At the end of August, I went on a road trip that carved its way across the province. We took the road through Merritt and Kamloops up to Valemount, before cutting south using the Icefields Parkway and looping back through BC. In the mountains where the sun set early, and ice glimmered on summits, while we were wrapped in jackets with the heater turned on. Quite often the highway was so quiet and clear that you could stop and walk to the middle, the road so straight and level that you could see the oncoming lights of the cars in the far distance as katabatic winds gusted. I was shivering long before we reached the marker at the Athabasca Glacier with the year of my birth. In the years since the glacier had receded several hundred metres, melting off and feeding the gushing river that wound its way north, away from the Continental Divide and towards the Arctic Ocean. There was something sad and majestic about being there and I wanted nothing more than to return to the certainty of the car.

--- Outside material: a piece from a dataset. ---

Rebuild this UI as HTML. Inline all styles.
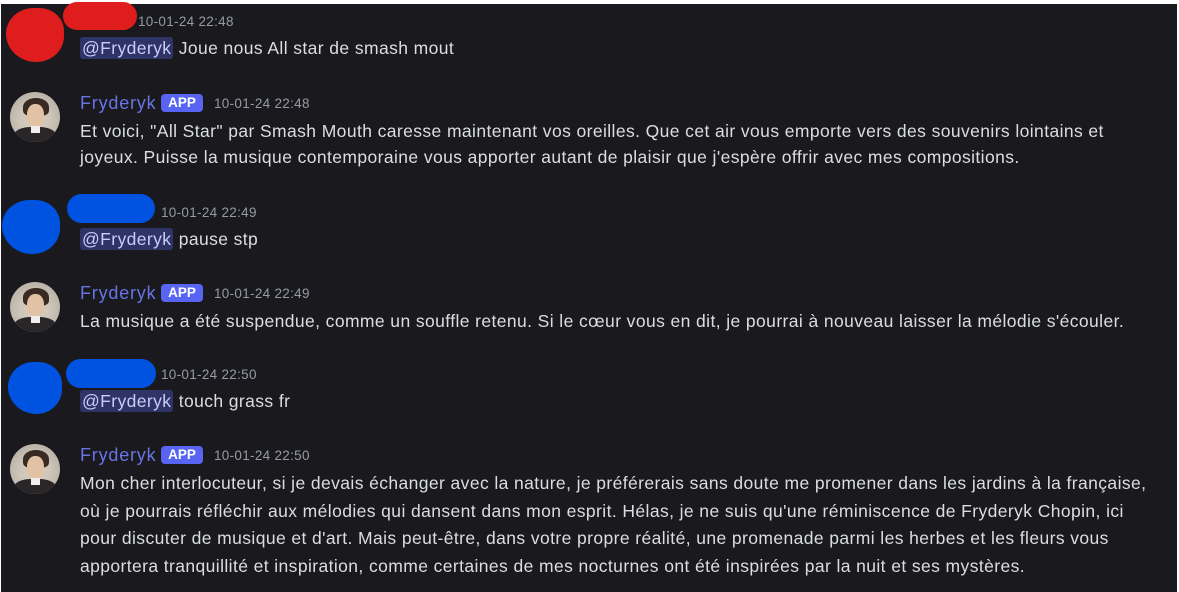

Our path was long, inadvertently tracing the railway beds gouged out by and those Gold Mountain men who had built tracks through the Kicking Horse Pass to the last spike at Craigellachie. We skirted the rugged ground of the Kootenays, where many camps were set up during the evacuation[1]. In this emptiness it was to forget that the camps existed, dotted deep in the Interior and along the Fraser Canyon, since so little trace remained. We drove past the sites of various traumas casually in the car, turning the music up high to help pass the hours. Past the railways that took many lives in a grandiose nation-building enterprise and would later displace families, dispersing them into the prairies and to Ontario and beyond.

We played a selection of songs to keep us awake as darkness flooded in. Objects in the Rear View Mirror May Appear Closer Than They Are was one of them. It was melancholy, dramatic, and full of reflections on the past.

Four years ago, I wound up east of the Rockies needing a change of scenery and a new sense of direction. I looked at my options and chose Edmonton—it was as far from the coast as I could get, briefly escaping the web of cross-connections that I wanted to escape from. I tried my best to stay out of Vancouver during this time, making a series of decisions that took me to the Okanagan Valley and eventually Jiangsu Province in China, but permanent wanderlust/escapism was not for me and I quickly found myself drawn back to familiarity with its complications and contradictions. There was no permanent escape from it. I learned the same lesson that Joy Kogawa did: Reconciliation was difficult, but important.

[1] On September 28th, 2018, a commemorative plaque was unveiled near Three Valley Gap. The Revelstoke-Sicamous Highway Roadcamps Legacy Sign commemorates the work done by the evacuees in building that stretch of the highway.